Кукольник, сам, видно, чувствуя, что ему не место в кружке Пушкина и Гоголя, тогда уже примкнул к противоположному лагерю — Греча, Булгарина и Сенковского.
Что касается других нежинцев, то Гоголь еще с осени 1831 года завел для них у себя постоянные вечера, для которых нарочно сам приготовлял особые шоколадные сухарики.
«Что тебе сказать о наших? — писал он Данилевскому. — Они все, слава Богу, здоровы, прозябают по-прежнему, навещают каждую среду и воскресенье меня, старика».
Орленок, в предчувствии своей будущей силы, возносился, пожалуй, даже чересчур над воробьями, чижами и прочей птичьей мелюзгой.
«Век живи — век учись», гласит народная мудрость.
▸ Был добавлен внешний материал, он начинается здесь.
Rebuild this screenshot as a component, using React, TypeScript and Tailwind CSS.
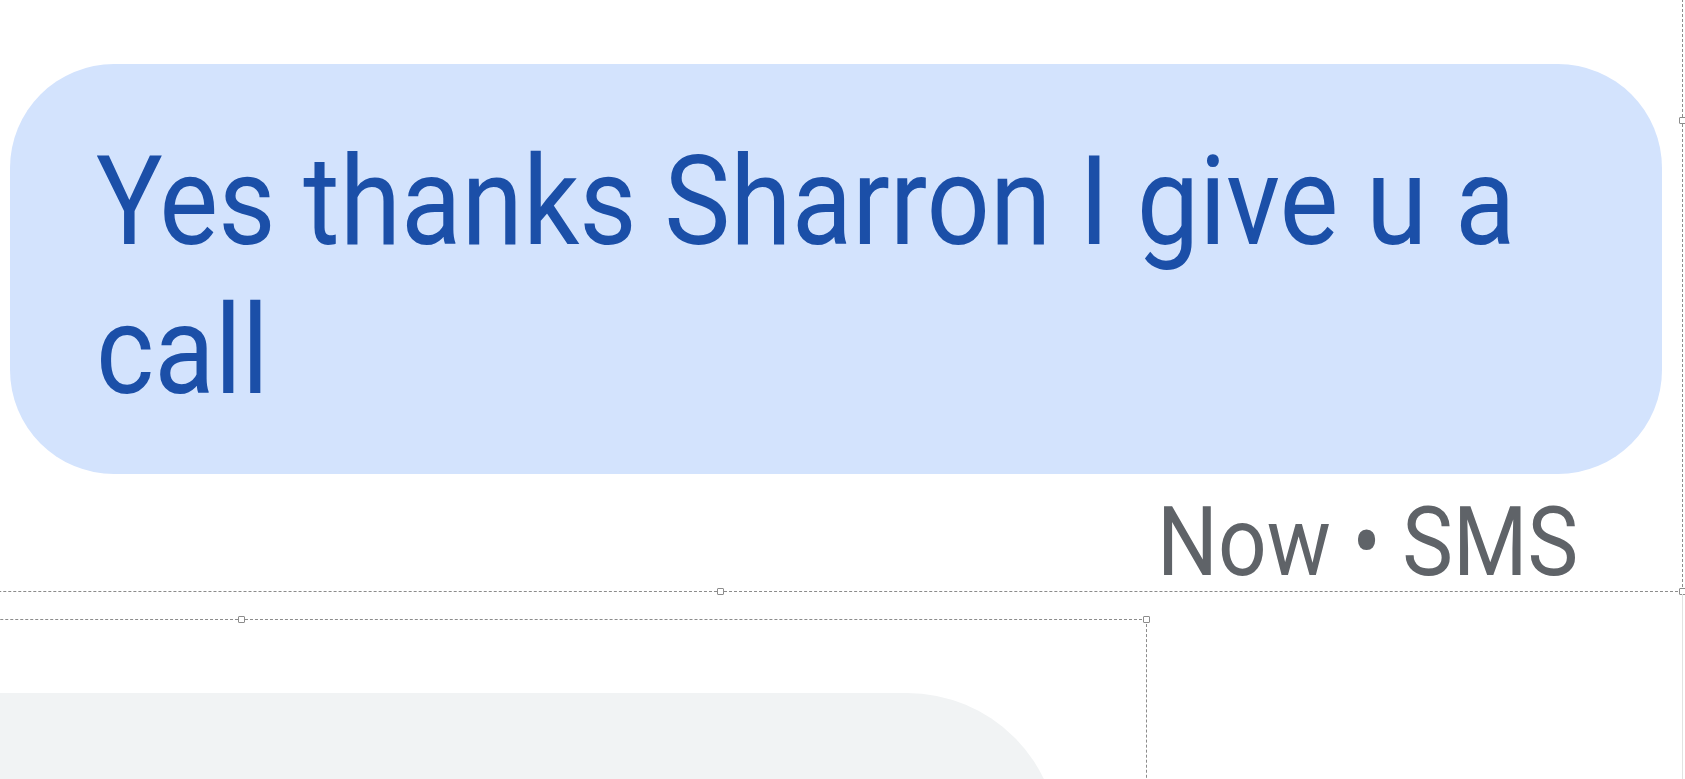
const font = { fontFamily: 'Roboto, "Noto Sans", sans-serif' };

function Handle({ className }: { className: string }) {
  return (
    <span
      className={`absolute h-[7px] w-[7px] rounded-[1px] border border-[#8c8c8c] bg-white ${className}`}
    />
  );
}

export default function App() {
  return (
    <div className="relative h-[779px] w-full overflow-hidden bg-white" style={font}>
      {/* message thread */}
      <div className="flex flex-col">
        <div className="ml-[10px] mt-[64px] h-[410px] w-[1652px] rounded-[104px] bg-[#d3e3fd] pl-[86px] pt-[63px]">
          <p className="w-[1610px] origin-left scale-x-[0.89] text-[125px] leading-[149px] text-[#1b4fa8]">
            Yes thanks Sharron I give u a call
          </p>
        </div>
        <div className="flex w-[1662px] justify-end pr-[84px] mt-[11px]">
          <span className="origin-right scale-x-[0.89] text-[96px] leading-[115px] text-[#5f6368]">
            Now • SMS
          </span>
        </div>
        <div className="mt-[93px] h-[200px] w-[1059px] rounded-tr-[152px] bg-[#f1f3f4]" />
      </div>

      {/* selection outlines */}
      <div className="absolute left-[-242px] top-[-351px] h-[943px] w-[1925px] border border-dashed border-[#8c8c8c]">
        <Handle className="bottom-[-4px] left-[958px]" />
        <Handle className="bottom-[-4px] right-[-4px]" />
        <Handle className="right-[-4px] top-[467px]" />
      </div>
      <div className="absolute right-[2px] top-[594px] h-[185px] w-px bg-[#e2e2e2]" />
      <div className="absolute left-[-664px] top-[619px] h-[400px] w-[1811px] border border-dashed border-[#8c8c8c]">
        <Handle className="left-[901px] top-[-4px]" />
        <Handle className="right-[-4px] top-[-4px]" />
      </div>
    </div>
  );
}
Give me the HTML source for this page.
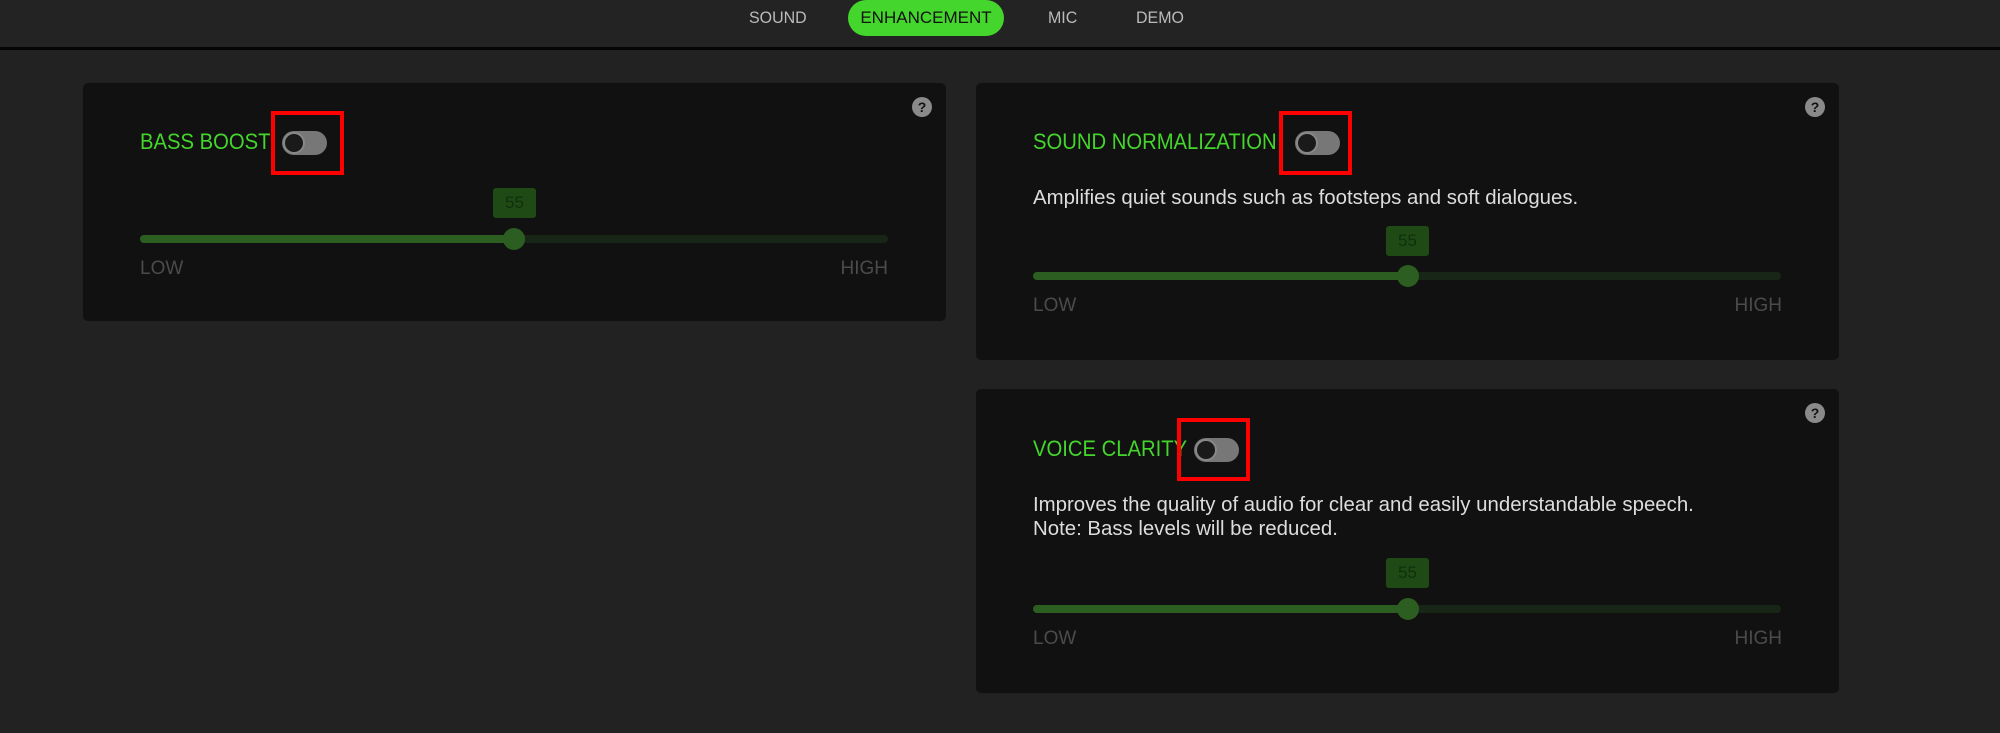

Школа жизни, в обширном смысле слова, продолжается, конечно, целую жизнь; в тесном смысле это — период «ученичества», пока человек из «учеников» не выработается до степени «мастера». Талант Гоголя рос не по дням, а по часам; последняя редакция каждого нового его произведения по-прежнему не миновала руки гениального учителя — Пушкина. Так, уехав раз в деревню, Пушкин взял с собой для просмотра и рукопись первой комедии ученика — «Женихи» (переименованной затем в «Женитьбу»).